«Non credo che l’impegno debba essere un dovere dello scrittore, e se un giorno volessi parlare delle patate del mio giardino mi sentirei libero di farlo». Questa affermazione suona come un abile artificio retorico in apertura di un articolo, quello apparso su MicroMega 2/1996 e intitolato Catullo e il cardellino, in cui Antonio Tabucchi attribuisce invece allo scrittore un dovere pesantissimo: quello di farsi interprete della realtà per i posteri.
Il ragionamento che Tabucchi conduce nell’articolo si basa su due assunti fondamentali. Egli sostiene, in primo luogo, che lo scrittore manifesta il suo impegno civile nella finzione letteraria più che nella descrizione diretta della realtà, nel racconto e nel romanzo più che nel reportage giornalistico. Il Vangelo di Pasolini ha una valenza politica e una capacità di incidere sulla realtà maggiori rispetto agli Scritti Corsari, mentre L’arte del romanzo di Kundera rivela un «sostanziale fondo civile»; allo stesso modo, uno scrittore apparentemente estraneo alla cronaca come Borges analizza in profondità alcuni aspetti della società argentina in Emma Zunz. Questo perché, per lo scrittore, “impegno” non significa racconto della realtà, bensì sua interpretazione per simboli e metafore, sua osservazione da punti di vista che esulano dallo scrittore reale e che egli materialmente costruisce, attraverso il totale distacco da sé. Questo gli consente di avere una visione non totalizzante, ma di certo meno parziale di ciò che lo circonda, cosa che è impossibile nella cronaca giornalistica, in cui l’autore non può che fornire il suo punto di vista, senza poter indugiare in una più profonda “interpretazione”.

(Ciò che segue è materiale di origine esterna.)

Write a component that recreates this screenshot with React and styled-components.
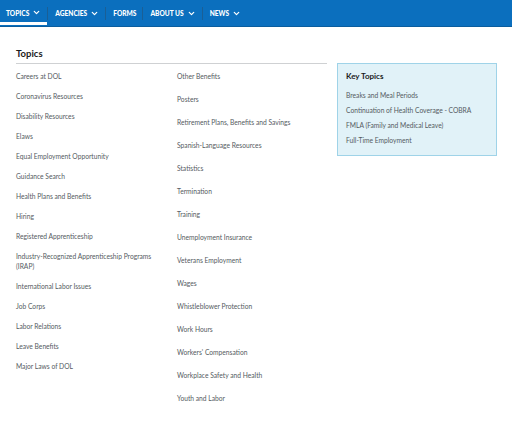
import React from "react";
import styled, { createGlobalStyle } from "styled-components";
import { ChevronDown } from "lucide-react";

const GlobalStyle = createGlobalStyle`
    body {
        margin: 0;
        background: #ffffff;
        font-family: "Lato", "Open Sans", sans-serif;
    }
`;

const NavBar = styled.nav`
    display: flex;
    align-items: stretch;
    height: 27px;
    background-color: #0b6fbe;
    border-bottom: 1px solid #0a5d9e;
    box-sizing: border-box;
`;

const NavItem = styled.div`
    display: flex;
    align-items: center;
    gap: 3px;
    padding: 0 6px 0 6px;
    color: #ffffff;
    font-size: 6.6px;
    font-weight: 900;
    text-transform: uppercase;
    box-shadow: ${(props) => (props.$active ? "inset 0 -3px 0 #ffffff" : "none")};
    margin-bottom: ${(props) => (props.$active ? "1px" : "0")};
`;

const NavDivider = styled.span`
    align-self: center;
    width: 1px;
    height: 13px;
    background-color: #1a5f96;
    margin-right: 1px;
`;

const Main = styled.main`
    display: flex;
    align-items: flex-start;
    gap: 10px;
    padding: 21px 0 0 16px;
`;

const TopicsSection = styled.section`
    width: 311px;
`;

const SectionTitle = styled.h2`
    margin: 0;
    padding-bottom: 3px;
    border-bottom: 1px solid #cfd1d3;
    font-size: 9.5px;
    line-height: 12px;
    font-weight: 700;
    color: #1b1b1b;
`;

const Columns = styled.div`
    display: grid;
    grid-template-columns: 161px 150px;
    margin-top: 7px;
`;

const LinkList = styled.ul`
    display: flex;
    flex-direction: column;
    gap: ${(props) => props.$gap}px;
    margin: 0;
    padding: 0;
    list-style: none;
`;

const LinkItem = styled.li`
    font-size: 6.7px;
    line-height: 10px;
    color: #555b62;
    padding-right: 16px;
`;

const KeyBox = styled.aside`
    width: 160px;
    margin-top: 15px;
    box-sizing: border-box;
    padding: 7px 8px 10px;
    background-color: #e1f2f8;
    border: 1px solid #9fd3e8;
`;

const KeyTitle = styled.h3`
    margin: 0 0 9px;
    font-size: 8px;
    line-height: 10px;
    font-weight: 700;
    color: #1b1b1b;
`;

const KeyList = styled.ul`
    display: flex;
    flex-direction: column;
    gap: 5px;
    margin: 0;
    padding: 0;
    list-style: none;
`;

const KeyItem = styled.li`
    font-size: 6.7px;
    line-height: 10px;
    color: #555b62;
`;

const navItems = [
    { label: "Topics", menu: true, active: true },
    { label: "Agencies", menu: true },
    { label: "Forms" },
    { label: "About Us", menu: true },
    { label: "News", menu: true },
];

const leftLinks = [
    "Careers at DOL",
    "Coronavirus Resources",
    "Disability Resources",
    "Elaws",
    "Equal Employment Opportunity",
    "Guidance Search",
    "Health Plans and Benefits",
    "Hiring",
    "Registered Apprenticeship",
    "Industry-Recognized Apprenticeship Programs (IRAP)",
    "International Labor Issues",
    "Job Corps",
    "Labor Relations",
    "Leave Benefits",
    "Major Laws of DOL",
];

const rightLinks = [
    "Other Benefits",
    "Posters",
    "Retirement Plans, Benefits and Savings",
    "Spanish-Language Resources",
    "Statistics",
    "Termination",
    "Training",
    "Unemployment Insurance",
    "Veterans Employment",
    "Wages",
    "Whistleblower Protection",
    "Work Hours",
    "Workers' Compensation",
    "Workplace Safety and Health",
    "Youth and Labor",
];

const keyTopics = [
    "Breaks and Meal Periods",
    "Continuation of Health Coverage - COBRA",
    "FMLA (Family and Medical Leave)",
    "Full-Time Employment",
];

export default function App() {
    return (
        <>
            <GlobalStyle />
            <NavBar>
                {navItems.map((item, i) => (
                    <React.Fragment key={item.label}>
                        {i > 0 && <NavDivider />}
                        <NavItem $active={item.active}>
                            {item.label}
                            {item.menu && <ChevronDown size={9} strokeWidth={3.2} />}
                        </NavItem>
                    </React.Fragment>
                ))}
            </NavBar>
            <Main>
                <TopicsSection>
                    <SectionTitle>Topics</SectionTitle>
                    <Columns>
                        <LinkList $gap={10}>
                            {leftLinks.map((l) => (
                                <LinkItem key={l}>{l}</LinkItem>
                            ))}
                        </LinkList>
                        <LinkList $gap={13}>
                            {rightLinks.map((l) => (
                                <LinkItem key={l}>{l}</LinkItem>
                            ))}
                        </LinkList>
                    </Columns>
                </TopicsSection>
                <KeyBox>
                    <KeyTitle>Key Topics</KeyTitle>
                    <KeyList>
                        {keyTopics.map((k) => (
                            <KeyItem key={k}>{k}</KeyItem>
                        ))}
                    </KeyList>
                </KeyBox>
            </Main>
        </>
    );
}
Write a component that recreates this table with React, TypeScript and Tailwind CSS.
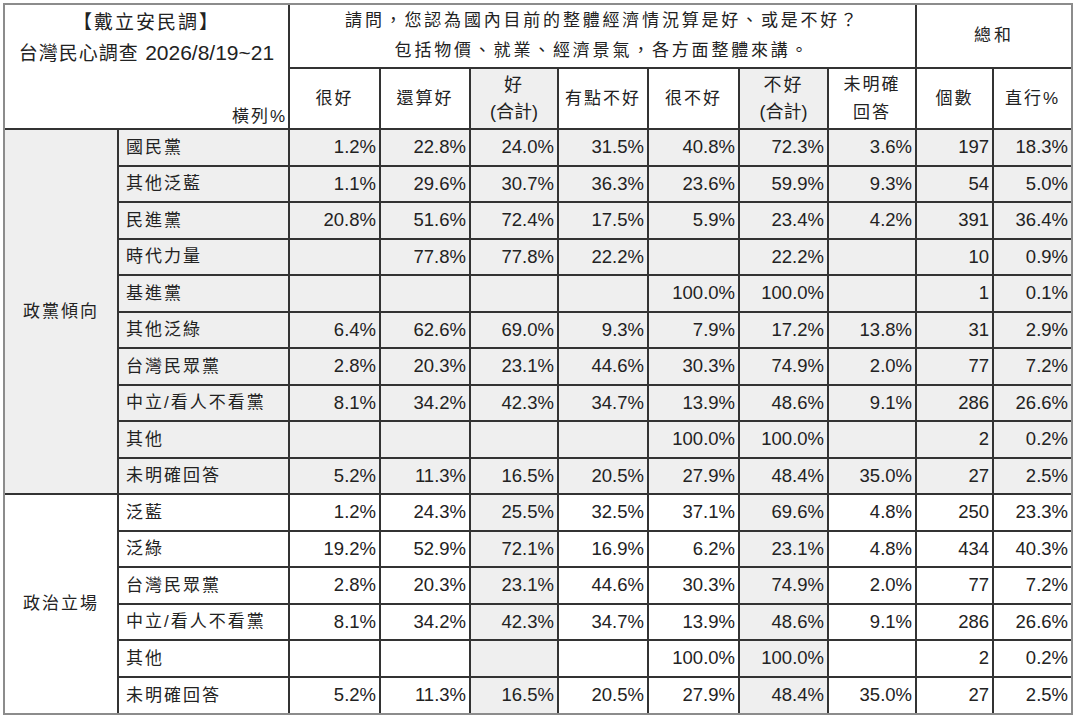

Il secondo assunto è diretta conseguenza del primo: proprio perché non racconta, ma interpreta la realtà, lo scrittore si fa portatore di un messaggio che resta purtroppo incomprensibile ai contemporanei. Questi ultimi vivono la metafora letteraria come una falsificazione della realtà, mentre solo ai posteri è concesso avere il distacco e la rielaborazione del pensiero necessari a cogliere il messaggio della letteratura. E non importa che il messaggio sia di natura politica o semplicemente umana: il cardellino di Catullo poteva sembrare un argomento futile ai suoi contemporanei; i posteri comprendono, invece, che esso è solo una delle metafore che possono esprimere due componenti fondamentali della psicologia umana, l’angoscia e il desiderio.
È piacevole e illuminante, a un anno esatto dalla sua morte, scorrere ancora una volta le parole di questo grande intellettuale europeo; scoprire con quale semplicità e lucidità egli fosse in grado di analizzare, anche in pochi paragrafi, un tema così importante e così ampiamente discusso e offrirne un’interpretazione comunque alternativa. Tabucchi è, nonostante egli non sia più e nonostante quanto egli abbia detto di se stesso, il più impegnato degli scrittori, perché ha assolto a tutti gli impegni “civili” che uno scrittore può assumersi: ci ha lasciato storie e personaggi indimenticabili; ha offerto ai suoi lettori spunti di riflessione alternativi; convinto che tutto il mondo gli concernesse, è stato una finestra su una cultura diversa, quella portoghese, che ha amato come fosse sua ma anche utilizzato come viatico di apertura mentale per il lettore italiano; è stato un modello di onestà e lucidità critica; è stato un intellettuale autenticamente libero.(marina lo munno, su letterevive)
Antonio Tabucchi (Vecchiano, 24 settembre 1943 – Lisbona, 25 marzo 2012) è stato uno scrittore italiano.
Legato da un amore viscerale al Portogallo, è stato il maggior conoscitore, critico e traduttore dell’opera del poeta ed aforista Fernando Pessoa dal quale ha attinto i concetti della saudade, della finzione e degli eteronimi.
Tabucchi conosce l’opera di Pessoa negli anni sessanta, durante le sessioni che frequenta alla Sorbona di Parigi, ne rimane talmente affascinato che, tornato in Italia frequenta un corso di lingua portoghese per comprendere meglio il poeta.
I suoi libri e saggi sono stati tradotti in 18 lingue, compreso il giapponese. Con María José de Lancastre, sua moglie, ha tradotto in italiano molte delle opere di Fernando Pessoa, ha scritto un libro di saggi e una commedia teatrale su questo grande scrittore.
Ha ottenuto il premio francese “Médicis étranger” per Notturno indiano e il premio Campiello per Sostiene Pereira.